How can I get GROUP BY and CASE to work together?

tjhb
8,009 post(s)
#17-Feb-18 21:48

Another very good question!

Manifold 9 departs here from the standard SQL that Fehily uses throughout his book-and also from Manifold 8.

The departure is (a) partly because of the way Manifold 9 SQL is wired (which has its own good reasons), and (b) partly because Manifold 9 SQL does not need a construction like the above, which is, let's face it, artificial and convoluted.

Take point (b) first. (Point (a) will follow in a second post.) Why is there a CASE expression in the SELECT list that matches verbatim the CASE expression in the GROUP BY expression?

Because the general rule is, that in a query with GROUPing, each expression in the SELECT list either must have been used to define a GROUP, else must be enclosed within an aggregate function in the SELECT.

(The rule does not also run the other way. That is, an expression can be used for GROUPing, without necessarily appearing in the SELECT list. That's fine, though in practice, the match will run both ways, as in Fehily's query above.)

At first glance, this looks wasteful. In the query above, it looks as though the same CASE expression will be evaluated twice. In fact an SQL parser will normally detect the exact match, and "look through" the SELECT to the GROUP, evaluating any matching expressions only once. It doesn't look efficient, but it normally is.

We discussed this in a Radian Studio beta thread, not for CASE expressions but for expressions generally.

Adam's comments there were valuable and some are worth repeating here.

First, he pointed out that the requirement to match expressions exactly, if they appear in both SELECT and GROUP BY, is

a hack. It relies on the expressions in the SELECT list and the GROUP list coinciding from the point of view of the parser, not logically.

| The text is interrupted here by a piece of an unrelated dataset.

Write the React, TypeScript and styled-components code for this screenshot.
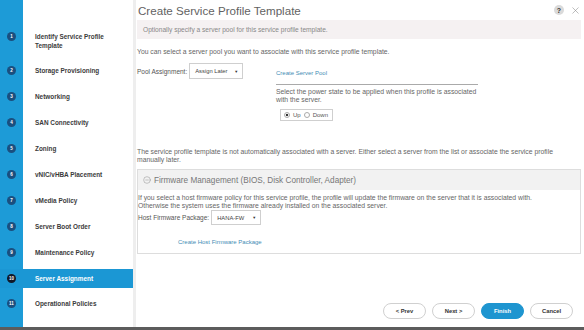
import React from "react";
import styled, { createGlobalStyle } from "styled-components";
import { X, CircleMinus } from "lucide-react";

const steps = [
  "Identify Service Profile Template",
  "Storage Provisioning",
  "Networking",
  "SAN Connectivity",
  "Zoning",
  "vNIC/vHBA Placement",
  "vMedia Policy",
  "Server Boot Order",
  "Maintenance Policy",
  "Server Assignment",
  "Operational Policies",
];
const ACTIVE = 10;

const GlobalStyle = createGlobalStyle`
    html, body {
      margin: 0;
      padding: 0;
      background: #fff;
    }
    body {
      font-family: "Liberation Sans", Arial, sans-serif;
    }
    * {
      box-sizing: border-box;
    }
  `,
  Shell = styled.div`
    display: flex;
    width: 584px;
    height: 330px;
    border-bottom: 3px solid #5c5c5c;
    overflow: hidden;
  `,
  Nav = styled.nav`
    width: 136px;
    flex-shrink: 0;
    display: flex;
    flex-direction: column;
    gap: 6.9px;
    padding-top: 26.5px;
    background: linear-gradient(to right, #1d9bd7 0 23px, #fff 23px);
    border-right: 3px solid #eeeeee;
  `,
  StepRow = styled.div<{ $active?: boolean }>`
    display: grid;
    grid-template-columns: 23px 1fr;
    align-items: start;
    padding: 5px 0;
    background: ${(p) => (p.$active ? "#1b97d4" : "transparent")};
  `,
  Badge = styled.span<{ $active?: boolean }>`
    justify-self: center;
    width: 9px;
    height: 9px;
    border-radius: 50%;
    display: flex;
    align-items: center;
    justify-content: center;
    background: ${(p) => (p.$active ? "#111827" : "#1a4f7f")};
    color: #fff;
    font-size: 4.5px;
    font-weight: bold;
  `,
  StepLabel = styled.span<{ $active?: boolean }>`
    padding-left: 12px;
    padding-right: 18px;
    font-size: 6.4px;
    line-height: 9px;
    font-weight: bold;
    color: ${(p) => (p.$active ? "#fff" : "#3b3b3b")};
  `,
  Main = styled.main`
    flex: 1;
    display: flex;
    flex-direction: column;
    padding: 0 3px 8px 1px;
    min-width: 0;
  `,
  Header = styled.header`
    height: 20px;
    display: flex;
    align-items: center;
    justify-content: space-between;
  `,
  Title = styled.h1`
    margin: 0;
    padding-left: 1px;
    font-size: 11.6px;
    font-weight: normal;
    color: #626262;
  `,
  Tools = styled.div`
    display: flex;
    align-items: center;
    gap: 6px;
    color: #888;
  `,
  Help = styled.span`
    width: 10px;
    height: 10px;
    border-radius: 50%;
    background: #dadada;
    color: #333;
    font-size: 7px;
    font-weight: bold;
    display: flex;
    align-items: center;
    justify-content: center;
  `,
  InfoBar = styled.div`
    height: 19px;
    display: flex;
    align-items: center;
    padding-left: 6px;
    background: #f5f1f2;
    color: #888;
    font-size: 6.6px;
  `,
  Text = styled.p<{ $gap?: number }>`
    margin: ${(p) => p.$gap ?? 0}px 0 0;
    font-size: 6.8px;
    line-height: 8px;
    color: #666;
    white-space: nowrap;
  `,
  PoolRow = styled.div`
    display: flex;
    margin-top: 7px;
  `,
  FieldGroup = styled.div<{ $width?: number }>`
    width: ${(p) => (p.$width ? `${p.$width}px` : "auto")};
    display: flex;
    align-items: center;
    gap: 2px;
    font-size: 6.5px;
    color: #555;
    align-self: flex-start;
  `,
  Select = styled.div<{ $width: number; $height: number }>`
    width: ${(p) => p.$width}px;
    height: ${(p) => p.$height}px;
    border: 1px solid #cfcfcf;
    background: #fff;
    display: flex;
    align-items: center;
    justify-content: space-between;
    padding: 0 4px 0 5px;
    font-size: 5.8px;
    color: #444;
    &::after {
      content: "▼";
      font-size: 4px;
      color: #333;
    }
  `,
  PowerCol = styled.div`
    flex: 1;
    padding-top: 6px;
  `,
  Link = styled.a<{ $indent?: number; $gap?: number }>`
    display: block;
    margin-top: ${(p) => p.$gap ?? 0}px;
    padding-left: ${(p) => p.$indent ?? 0}px;
    color: #3f8db5;
    font-size: 6px;
    line-height: 8px;
    text-decoration: none;
  `,
  Rule = styled.hr`
    width: 202px;
    margin: 7px 0 0;
    border: 0;
    border-top: 1px solid #aaa;
  `,
  RadioBox = styled.div`
    display: inline-flex;
    align-items: center;
    gap: 3px;
    height: 12px;
    margin: 1px 0 0 4px;
    padding: 0 4px 0 3px;
    border: 1px solid #cfcfcf;
    font-size: 6px;
    color: #555;
  `,
  Radio = styled.span<{ $checked?: boolean }>`
    width: 6px;
    height: 6px;
    border-radius: 50%;
    border: 1px solid #aaa;
    background: ${(p) =>
      p.$checked ? "radial-gradient(circle, #333 0 1.3px, #fff 1.6px)" : "#fff"};
  `,
  Panel = styled.section`
    margin-top: 5px;
    height: 85px;
    border: 1px solid #dddddd;
  `,
  PanelHeader = styled.div`
    height: 20px;
    display: flex;
    align-items: center;
    gap: 3px;
    padding-left: 5px;
    background: #f2f2f2;
    color: #777;
    font-size: 8.2px;
  `,
  PanelBody = styled.div`
    padding: 4px 0 0 0;
  `,
  ButtonBar = styled.div`
    margin-top: auto;
    display: flex;
    justify-content: flex-end;
    gap: 6px;
    padding-right: 8px;
  `,
  Button = styled.button<{ $primary?: boolean }>`
    width: 43px;
    height: 16px;
    border-radius: 8px;
    border: 1px solid ${(p) => (p.$primary ? "#1e95d0" : "#d0d0d0")};
    background: ${(p) => (p.$primary ? "#1e95d0" : "#fff")};
    color: ${(p) => (p.$primary ? "#fff" : "#333")};
    font-family: inherit;
    font-size: 5.8px;
    font-weight: bold;
    padding: 0;
  `;

const App: React.FC = () => (
  <Shell>
    <GlobalStyle />
    <Nav>
      {steps.map((label, i) => (
        <StepRow key={label} $active={i + 1 === ACTIVE}>
          <Badge $active={i + 1 === ACTIVE}>{i + 1}</Badge>
          <StepLabel $active={i + 1 === ACTIVE}>{label}</StepLabel>
        </StepRow>
      ))}
    </Nav>
    <Main>
      <Header>
        <Title>Create Service Profile Template</Title>
        <Tools>
          <Help>?</Help>
          <X size={11} strokeWidth={1.2} />
        </Tools>
      </Header>
      <InfoBar>
        Optionally specify a server pool for this service profile template.
      </InfoBar>
      <Text $gap={9}>
        You can select a server pool you want to associate with this service
        profile template.
      </Text>
      <PoolRow>
        <FieldGroup $width={139}>
          Pool Assignment:
          <Select $width={54} $height={16}>Assign Later</Select>
        </FieldGroup>
        <PowerCol>
          <Link>Create Server Pool</Link>
          <Rule />
          <Text $gap={3}>
            Select the power state to be applied when this profile is associated
            <br />
            with the server.
          </Text>
          <RadioBox>
            <Radio $checked />
            Up
            <Radio />
            Down
          </RadioBox>
        </PowerCol>
      </PoolRow>
      <Text $gap={26}>
        The service profile template is not automatically associated with a
        server. Either select a server from the list or associate the service
        profile
        <br />
        manually later.
      </Text>
      <Panel>
        <PanelHeader>
          <CircleMinus size={8} strokeWidth={1.4} color="#888" />
          Firmware Management (BIOS, Disk Controller, Adapter)
        </PanelHeader>
        <PanelBody>
          <Text>
            If you select a host firmware policy for this service profile, the
            profile will update the firmware on the server that it is associated
            with.
            <br />
            Otherwise the system uses the firmware already installed on the
            associated server.
          </Text>
          <FieldGroup>
            Host Firmware Package:
            <Select $width={50} $height={15}>HANA-FW</Select>
          </FieldGroup>
          <Link $indent={40} $gap={13}>
            Create Host Firmware Package
          </Link>
        </PanelBody>
      </Panel>
      <ButtonBar>
        <Button>&lt; Prev</Button>
        <Button>Next &gt;</Button>
        <Button $primary>Finish</Button>
        <Button>Cancel</Button>
      </ButtonBar>
    </Main>
  </Shell>
);

export default App;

Example log from SQL Server:

...

select a, sum(b) from t group by a

-- works

select a+1, sum(b) from t group by a+1

-- works

select a+1, sum(b) from t group by 1+a

-- fails with an error, the expressions are logically the same but the parser thinks they are different (because it does not have the right tools to reason about them, they come in later phases)

select a+1, sum(b) from t group by a+1+0

-- fails for the same reason

You get the point. I hadn't thought about this before Adam pointed it out.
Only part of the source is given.